Abstract

The development of wireless and satellite communication systems has led to high demand for microwave and millimeter wave application components, which play an essential role in the upcoming 5G communication. The coverage area of such systems is control by transmitted power as well as the antenna gain of the system. Hence, it is essential to design a high gain antenna that can mitigate the losses and extend the system coverage area. Higher frequencies lead to smaller sizes of RF components including antennas. However, the implementation of passive components and guiding structure becomes difficult based on traditional guiding structures such as microstrip lines, and waveguides at millimeter wave bands. Microstrip line suffers from cavity modes, which leads to surface waves and has more losses at higher frequencies. The rectangular waveguide has high power handling capability, low losses, and high Q-factors which makes it very attractive for high-frequency applications. On the other hand, at high frequencies, the wavelengths become challenging to construct with current machining techniques as ensuring good electrical contact become very challenging.
In this thesis, planar high gain antennas are designed based on Printed Ridge Gap Waveguide (PRGW). The primary objective of this work is to develop high gain, wideband antennas that can support the future demand for high data transmission. Therefore, a detailed analysis for PRGW has been introduced as well as featured designs of the high gain antenna. This antenna array can perform for future 5G communication purpose, and it fulfills all the requirements of mm-wave bands.

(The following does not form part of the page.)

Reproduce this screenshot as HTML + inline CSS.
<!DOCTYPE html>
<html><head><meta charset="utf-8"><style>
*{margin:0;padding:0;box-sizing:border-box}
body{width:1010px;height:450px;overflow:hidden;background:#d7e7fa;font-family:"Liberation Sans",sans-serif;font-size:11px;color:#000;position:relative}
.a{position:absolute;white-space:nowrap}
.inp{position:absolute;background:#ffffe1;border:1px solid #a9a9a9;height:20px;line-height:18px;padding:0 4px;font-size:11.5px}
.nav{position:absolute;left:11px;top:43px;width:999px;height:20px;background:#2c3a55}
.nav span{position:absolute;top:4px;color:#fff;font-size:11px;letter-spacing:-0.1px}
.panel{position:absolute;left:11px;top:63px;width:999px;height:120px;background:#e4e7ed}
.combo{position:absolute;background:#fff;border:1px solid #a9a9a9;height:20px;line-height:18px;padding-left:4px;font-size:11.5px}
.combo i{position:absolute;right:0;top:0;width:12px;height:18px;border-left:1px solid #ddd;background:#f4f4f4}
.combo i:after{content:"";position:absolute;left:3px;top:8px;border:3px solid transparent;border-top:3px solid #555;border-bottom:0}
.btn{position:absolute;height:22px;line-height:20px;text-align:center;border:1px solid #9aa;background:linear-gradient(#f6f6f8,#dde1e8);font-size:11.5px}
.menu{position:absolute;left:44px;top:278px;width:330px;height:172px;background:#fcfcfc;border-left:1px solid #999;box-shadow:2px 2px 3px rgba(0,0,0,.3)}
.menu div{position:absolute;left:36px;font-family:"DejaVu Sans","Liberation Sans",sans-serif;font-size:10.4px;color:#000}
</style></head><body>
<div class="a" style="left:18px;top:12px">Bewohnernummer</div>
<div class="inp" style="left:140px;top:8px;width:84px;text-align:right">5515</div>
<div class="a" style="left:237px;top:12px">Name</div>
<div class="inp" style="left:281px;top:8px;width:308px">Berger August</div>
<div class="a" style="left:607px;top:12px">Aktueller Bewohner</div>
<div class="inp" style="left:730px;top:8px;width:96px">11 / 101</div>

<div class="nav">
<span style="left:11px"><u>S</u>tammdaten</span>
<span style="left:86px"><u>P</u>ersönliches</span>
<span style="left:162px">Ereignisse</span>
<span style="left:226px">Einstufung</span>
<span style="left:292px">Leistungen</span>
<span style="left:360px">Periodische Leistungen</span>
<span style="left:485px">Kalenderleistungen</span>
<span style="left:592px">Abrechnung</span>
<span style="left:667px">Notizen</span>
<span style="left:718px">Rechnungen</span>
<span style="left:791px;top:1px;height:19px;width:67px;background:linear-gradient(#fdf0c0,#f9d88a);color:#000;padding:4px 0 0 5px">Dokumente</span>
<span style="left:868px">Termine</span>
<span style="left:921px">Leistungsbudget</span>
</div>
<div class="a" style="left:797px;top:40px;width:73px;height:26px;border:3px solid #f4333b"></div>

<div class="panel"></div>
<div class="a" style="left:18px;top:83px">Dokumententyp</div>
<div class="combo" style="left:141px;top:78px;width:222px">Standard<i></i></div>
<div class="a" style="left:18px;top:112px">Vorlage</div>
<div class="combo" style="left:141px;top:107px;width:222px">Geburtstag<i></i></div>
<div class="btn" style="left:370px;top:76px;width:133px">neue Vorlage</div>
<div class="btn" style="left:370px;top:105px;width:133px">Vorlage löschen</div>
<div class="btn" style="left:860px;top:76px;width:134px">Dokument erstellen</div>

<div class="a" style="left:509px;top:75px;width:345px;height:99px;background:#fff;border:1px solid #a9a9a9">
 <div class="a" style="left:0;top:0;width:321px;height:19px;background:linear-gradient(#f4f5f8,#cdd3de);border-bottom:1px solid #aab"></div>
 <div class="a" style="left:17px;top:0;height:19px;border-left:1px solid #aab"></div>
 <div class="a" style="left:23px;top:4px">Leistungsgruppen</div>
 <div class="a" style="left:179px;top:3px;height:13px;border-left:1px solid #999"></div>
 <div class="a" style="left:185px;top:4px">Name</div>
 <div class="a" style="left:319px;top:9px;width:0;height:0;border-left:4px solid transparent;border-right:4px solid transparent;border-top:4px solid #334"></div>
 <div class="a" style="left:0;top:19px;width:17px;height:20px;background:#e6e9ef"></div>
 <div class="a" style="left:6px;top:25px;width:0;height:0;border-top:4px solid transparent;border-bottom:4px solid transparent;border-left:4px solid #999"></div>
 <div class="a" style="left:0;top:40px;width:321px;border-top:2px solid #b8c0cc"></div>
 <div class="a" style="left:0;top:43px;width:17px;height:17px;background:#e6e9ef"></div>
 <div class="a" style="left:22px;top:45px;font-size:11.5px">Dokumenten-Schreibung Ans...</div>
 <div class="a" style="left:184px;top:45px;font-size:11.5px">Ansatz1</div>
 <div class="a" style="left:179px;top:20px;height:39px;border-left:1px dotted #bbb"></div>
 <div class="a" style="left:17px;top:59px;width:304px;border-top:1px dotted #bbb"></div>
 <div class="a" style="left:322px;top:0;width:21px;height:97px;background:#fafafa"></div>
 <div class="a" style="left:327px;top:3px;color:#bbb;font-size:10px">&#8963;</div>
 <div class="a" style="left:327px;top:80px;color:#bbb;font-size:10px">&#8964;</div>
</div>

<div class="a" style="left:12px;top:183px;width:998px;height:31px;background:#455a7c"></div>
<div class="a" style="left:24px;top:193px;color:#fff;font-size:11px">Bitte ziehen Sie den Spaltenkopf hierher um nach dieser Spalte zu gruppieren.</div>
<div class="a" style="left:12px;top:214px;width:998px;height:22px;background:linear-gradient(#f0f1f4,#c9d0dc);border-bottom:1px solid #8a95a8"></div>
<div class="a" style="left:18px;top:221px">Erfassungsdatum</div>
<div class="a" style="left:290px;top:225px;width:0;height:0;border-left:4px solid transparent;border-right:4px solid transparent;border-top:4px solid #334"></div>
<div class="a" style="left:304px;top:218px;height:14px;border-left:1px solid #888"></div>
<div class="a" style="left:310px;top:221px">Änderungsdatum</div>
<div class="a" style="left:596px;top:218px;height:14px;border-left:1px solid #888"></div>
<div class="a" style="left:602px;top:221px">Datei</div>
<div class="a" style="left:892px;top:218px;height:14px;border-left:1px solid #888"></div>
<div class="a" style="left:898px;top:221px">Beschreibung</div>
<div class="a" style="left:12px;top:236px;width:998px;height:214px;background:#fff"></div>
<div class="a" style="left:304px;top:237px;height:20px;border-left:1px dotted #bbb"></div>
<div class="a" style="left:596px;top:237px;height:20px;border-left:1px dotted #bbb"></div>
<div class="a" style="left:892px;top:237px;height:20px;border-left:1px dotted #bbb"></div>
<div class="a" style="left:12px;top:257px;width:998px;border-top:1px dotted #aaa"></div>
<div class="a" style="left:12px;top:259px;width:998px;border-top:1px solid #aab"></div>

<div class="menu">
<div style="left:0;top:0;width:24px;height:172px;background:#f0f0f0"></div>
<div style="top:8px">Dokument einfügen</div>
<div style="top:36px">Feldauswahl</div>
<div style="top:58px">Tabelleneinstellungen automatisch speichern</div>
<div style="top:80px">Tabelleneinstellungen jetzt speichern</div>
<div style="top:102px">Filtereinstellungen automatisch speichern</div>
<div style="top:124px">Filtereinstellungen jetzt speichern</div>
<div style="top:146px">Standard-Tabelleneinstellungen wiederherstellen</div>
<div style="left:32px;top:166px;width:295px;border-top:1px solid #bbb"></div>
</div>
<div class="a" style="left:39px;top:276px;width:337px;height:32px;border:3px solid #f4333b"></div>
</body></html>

In this work, a groove-based wideband bow-tie slot antenna array is designed at 30 GHz based on printed ridge gap waveguide technology (PRGW). A two-section T-shaped ridge is designed to feed a bow tie slot placed on the upper ground of PRGW. The gain of the proposed slot antenna is enhanced by using a horn-like groove. Then, the proposed high gain element is deployed to build up a 1 x 4 bow-tie slot antenna array loaded with three-layer groove antenna. The proposed antenna array is fabricated and measured, where the measured results show a -10 dB impedance bandwidth from 29.5 to 37 GHz (22%). The fabricated prototype achieves a high gain of 15.5 dBi and a radiation efficiency higher than 80% over the operating frequency bandwidth. Besides, to reduce the edge diffraction in the E-plane, an artificial corrugation ring is deployed with a certain depth so that it can improve the overall antenna performance.